Para seguir siendo blanca, la Argentina debía volverse posliberal. Una idea que quizá explique las apuestas corporativistas de Bunge y su adhesión al golpe de Uriburu en 1930, del que participó como interventor. La coproducción entre nación y raza está mediada y habilitada por la industria moderna, que articula imperativos tecnológicos y morales. Tal vez un rasgo distintivo de este proyecto nacional racista, a diferencia de otros modelos en boga (como las propuestas del gobierno de Agustín Pedro Justo, la UIA o el Plan Pinedo), es que no se preocupaba solamente por acomodar al país en una nueva división internacional del trabajo, sino que además buscaba construir un país autosuficiente del mercado mundial en nombre y en pos de la blancura europea.

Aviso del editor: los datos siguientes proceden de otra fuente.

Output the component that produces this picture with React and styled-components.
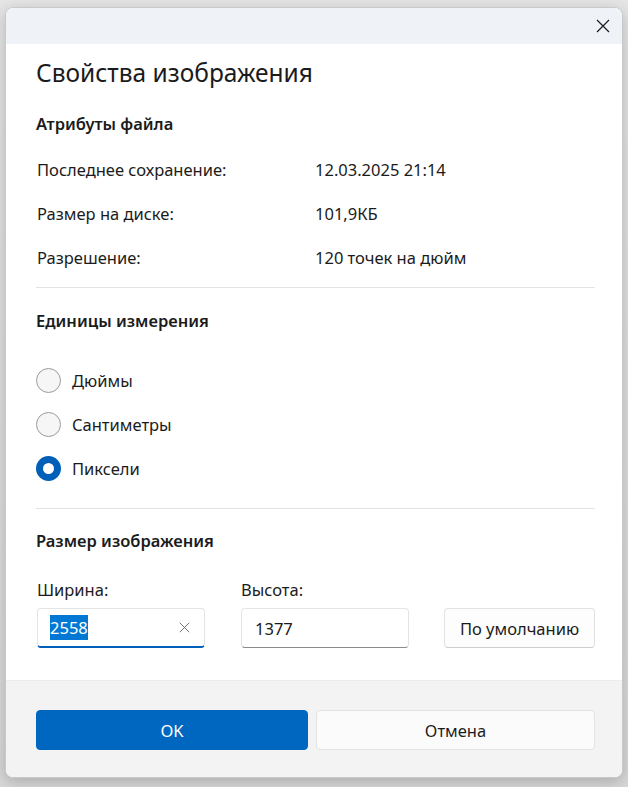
import React from "react";
import styled, { createGlobalStyle } from "styled-components";

const Global = createGlobalStyle`
  html, body { margin: 0; padding: 0; }
  body {
    background: linear-gradient(#e6e6e6, #d9d9d9);
    font-family: "Noto Sans", "Open Sans", sans-serif;
    color: #1b1b1b;
    width: 628px;
    height: 787px;
    overflow: hidden;
  }
`;

const Dialog = styled.div`
  margin: 7px 0 0 5px;
  width: 618px;
  height: 771px;
  box-sizing: border-box;
  border: 1px solid #c9c9c9;
  border-radius: 8px;
  overflow: hidden;
  display: flex;
  flex-direction: column;
  box-shadow: 0 4px 16px rgba(0,0,0,0.22);
  background: #fff;
`;

const TitleBar = styled.div`
  height: 36px;
  background: #eff2f6;
  display: flex;
  justify-content: flex-end;
  align-items: center;
  padding-right: 11px;
`;

const CloseBtn = styled.div`
  width: 16px;
  height: 16px;
  display: flex;
  align-items: center;
  justify-content: center;
`;

const Body = styled.div`
  flex: 1;
  padding: 11px 27px 0 30px;
  display: flex;
  flex-direction: column;
`;

const Title = styled.h1`
  margin: 0;
  font-size: 24.5px;
  font-weight: 400;
  line-height: 36px;
  height: 36px;
`;

const SectionHeading = styled.h2`
  margin: ${p => p.$mt}px 0 0 0;
  font-size: 16.5px;
  font-weight: 600;
  line-height: 24px;
  height: 24px;
`;

const InfoRows = styled.div`
  margin-top: 11px;
  display: flex;
  flex-direction: column;
`;

const InfoRow = styled.div`
  height: 44px;
  display: grid;
  grid-template-columns: 278px 1fr;
  align-items: center;
  font-size: 16.5px;
  padding-left: 1px;
`;

const Divider = styled.div`
  height: 1px;
  background: #e3e3e3;
  margin-top: ${p => p.$mt}px;
`;

const RadioGroup = styled.div`
  margin-top: 25px;
  display: flex;
  flex-direction: column;
`;

const RadioRow = styled.label`
  height: 44px;
  display: flex;
  align-items: center;
  gap: 11px;
  font-size: 16.5px;
`;

const RadioCircle = styled.span`
  width: 25px;
  height: 25px;
  box-sizing: border-box;
  border-radius: 50%;
  flex: none;
  background: ${p => (p.$checked ? "#fff" : "#f6f6f6")};
  border: ${p => (p.$checked ? "7px solid #005fb8" : "1px solid #9b9b9b")};
`;

const FieldRow = styled.div`
  margin-top: 25px;
  display: flex;
  align-items: flex-end;
`;

const Field = styled.div`
  display: flex;
  flex-direction: column;
  width: 168px;
  margin-left: ${p => p.$ml || 0}px;
`;

const FieldLabel = styled.div`
  font-size: 16.5px;
  line-height: 24px;
  height: 24px;
  margin-bottom: 6px;
`;

const Input = styled.div`
  height: 40px;
  box-sizing: border-box;
  border: 1px solid #e4e4e4;
  border-bottom: ${p => (p.$focused ? "2px solid #005fb8" : "1px solid #8a8a8a")};
  border-radius: 4px;
  background: #fff;
  display: flex;
  align-items: center;
  padding: 0 14px 0 13px;
  font-size: 16.5px;
`;

const Selected = styled.span`
  background: #0078d4;
  color: #fff;
  padding: 1px 0;
  margin-left: -1px;
`;

const InputText = styled.span`
  flex: 1;
`;

const DefaultBtn = styled.button`
  margin-left: 35px;
  width: 151px;
  height: 40px;
  box-sizing: border-box;
  border: 1px solid #e2e2e2;
  border-bottom-color: #cfcfcf;
  border-radius: 4px;
  background: #fdfdfd;
  font-family: inherit;
  font-size: 16.5px;
  color: #1b1b1b;
  padding: 0;
`;

const Footer = styled.div`
  height: 97px;
  background: #f3f3f3;
  border-top: 1px solid #ececec;
  box-sizing: border-box;
  padding: 29px 27px 0 30px;
  display: grid;
  grid-template-columns: 272px 1fr;
  grid-template-rows: 40px;
  column-gap: 8px;
`;

const FooterBtn = styled.button`
  height: 40px;
  border-radius: 4px;
  font-family: inherit;
  font-size: 16.5px;
  padding: 0;
  box-sizing: border-box;
  background: ${p => (p.$primary ? "#0067c0" : "#fbfbfb")};
  color: ${p => (p.$primary ? "#fff" : "#1b1b1b")};
  border: 1px solid ${p => (p.$primary ? "#0067c0" : "#e3e3e3")};
`;

const XIcon = ({ size = 14, color = "#1b1b1b", w = 1.2 }) => (
  <svg width={size} height={size} viewBox="0 0 14 14">
    <path d="M1 1 L13 13 M13 1 L1 13" stroke={color} strokeWidth={w} fill="none" />
  </svg>
);

export default function App() {
  return (
    <>
      <Global />
      <Dialog>
        <TitleBar>
          <CloseBtn><XIcon size={14} /></CloseBtn>
        </TitleBar>
        <Body>
          <Title>Свойства изображения</Title>
          <SectionHeading $mt={21}>Атрибуты файла</SectionHeading>
          <InfoRows>
            <InfoRow><span>Последнее сохранение:</span><span>12.03.2025 21:14</span></InfoRow>
            <InfoRow><span>Размер на диске:</span><span>101,9КБ</span></InfoRow>
            <InfoRow><span>Разрешение:</span><span>120 точек на дюйм</span></InfoRow>
          </InfoRows>
          <Divider $mt={8} />
          <SectionHeading $mt={21}>Единицы измерения</SectionHeading>
          <RadioGroup>
            <RadioRow><RadioCircle />Дюймы</RadioRow>
            <RadioRow><RadioCircle />Сантиметры</RadioRow>
            <RadioRow><RadioCircle $checked />Пиксели</RadioRow>
          </RadioGroup>
          <Divider $mt={18} />
          <SectionHeading $mt={20}>Размер изображения</SectionHeading>
          <FieldRow>
            <Field $ml={1}>
              <FieldLabel>Ширина:</FieldLabel>
              <Input $focused>
                <InputText><Selected>2558</Selected></InputText>
                <XIcon size={11} color="#5d5d5d" w={1.1} />
              </Input>
            </Field>
            <Field $ml={36}>
              <FieldLabel>Высота:</FieldLabel>
              <Input><InputText>1377</InputText></Input>
            </Field>
            <DefaultBtn>По умолчанию</DefaultBtn>
          </FieldRow>
        </Body>
        <Footer>
          <FooterBtn $primary>OK</FooterBtn>
          <FooterBtn>Отмена</FooterBtn>
        </Footer>
      </Dialog>
    </>
  );
}
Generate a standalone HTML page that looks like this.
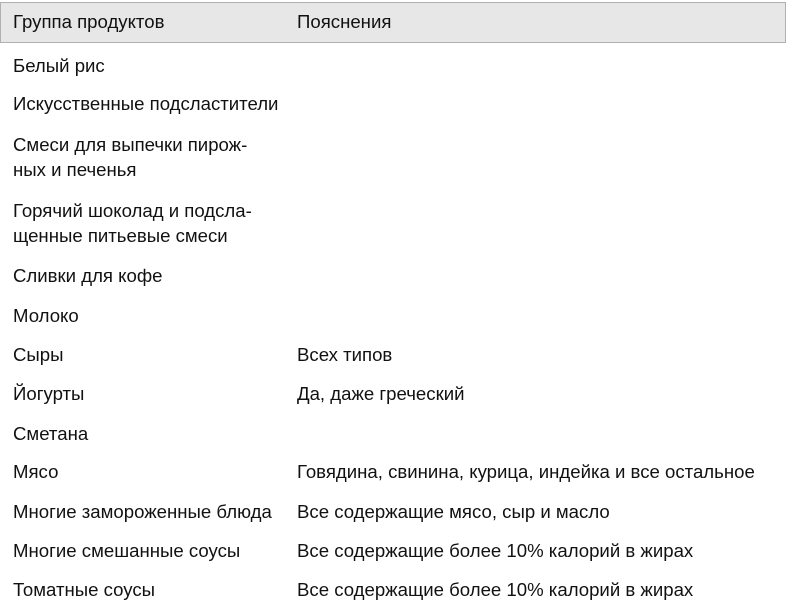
<!DOCTYPE html>
<html><head><meta charset="utf-8"><style>
body{margin:0;width:790px;height:602px;background:#fff;position:relative;overflow:hidden;font-family:"Liberation Sans",sans-serif;font-size:18.6px;color:#111}
.h{position:absolute;left:0;top:2px;width:784px;height:39px;background:#e7e7e7;border:1px solid #b0b0b0}
.t{position:absolute;white-space:nowrap;line-height:20px}
.a{left:13px}.b{left:297px}
</style></head><body>
<div class="h"></div>
<div class="t a" style="top:12px">Группа продуктов</div>
<div class="t b" style="top:12px">Пояснения</div>
<div class="t a" style="top:56px">Белый рис</div>
<div class="t a" style="top:94px">Искусственные подсластители</div>
<div class="t a" style="top:135px">Смеси для выпечки пирож-</div>
<div class="t a" style="top:160px">ных и печенья</div>
<div class="t a" style="top:201px">Горячий шоколад и подсла-</div>
<div class="t a" style="top:226px">щенные питьевые смеси</div>
<div class="t a" style="top:266px">Сливки для кофе</div>
<div class="t a" style="top:306px">Молоко</div>
<div class="t a" style="top:345px">Сыры</div>
<div class="t b" style="top:345px">Всех типов</div>
<div class="t a" style="top:384px">Йогурты</div>
<div class="t b" style="top:384px">Да, даже греческий</div>
<div class="t a" style="top:424px">Сметана</div>
<div class="t a" style="top:462px">Мясо</div>
<div class="t b" style="top:462px">Говядина, свинина, курица, индейка и все остальное</div>
<div class="t a" style="top:502px">Многие замороженные блюда</div>
<div class="t b" style="top:502px">Все содержащие мясо, сыр и масло</div>
<div class="t a" style="top:541px">Многие смешанные соусы</div>
<div class="t b" style="top:541px">Все содержащие более 10% калорий в жирах</div>
<div class="t a" style="top:580px">Томатные соусы</div>
<div class="t b" style="top:580px">Все содержащие более 10% калорий в жирах</div>
</body></html>
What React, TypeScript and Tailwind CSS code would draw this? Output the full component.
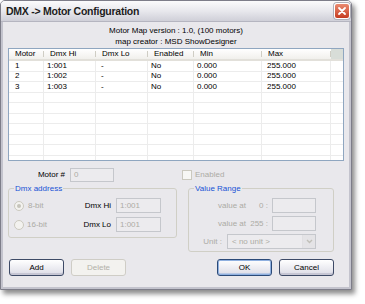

Bunge proponía pasar de “estancieros e importadores” a “granjeros e industriales”, achicar los latifundios para agrandar la nación industrial. El Estado ya no era un mal necesario, testigo o garante de la libre competencia: debía ser protagonista de procesos de transformación. Para que hubiese futuro blanco, debía haber Estado. ¿Qué pasaba con el resto de la población, los no blancos?

Los mezclados, los indios, los negros eran sujetos de la antihistoria, inmóviles. En Una Nueva Argentina no hay orientaciones segregacionistas, mucho menos exterminadoras; al contrario, destina propuestas políticas para esas poblaciones. Convencido de que “la democracia se salvará si evoluciona” y de que esa evolución tiene más que ver con el modelo económico que con la representación política, Bunge parece claro: los subalternos no pueden hablar. Su apoyo al golpe de Uriburu y el rechazo al gobierno radical yrigoyenista (esos “blancos demagogos”) ilustran su aversión a la participación democrática.

Para que Argentina fuera posible había un sujeto de la historia que debía conducir. No era el proletariado, ni el ungido por Dios, ni el pueblo en armas: eran los blancos.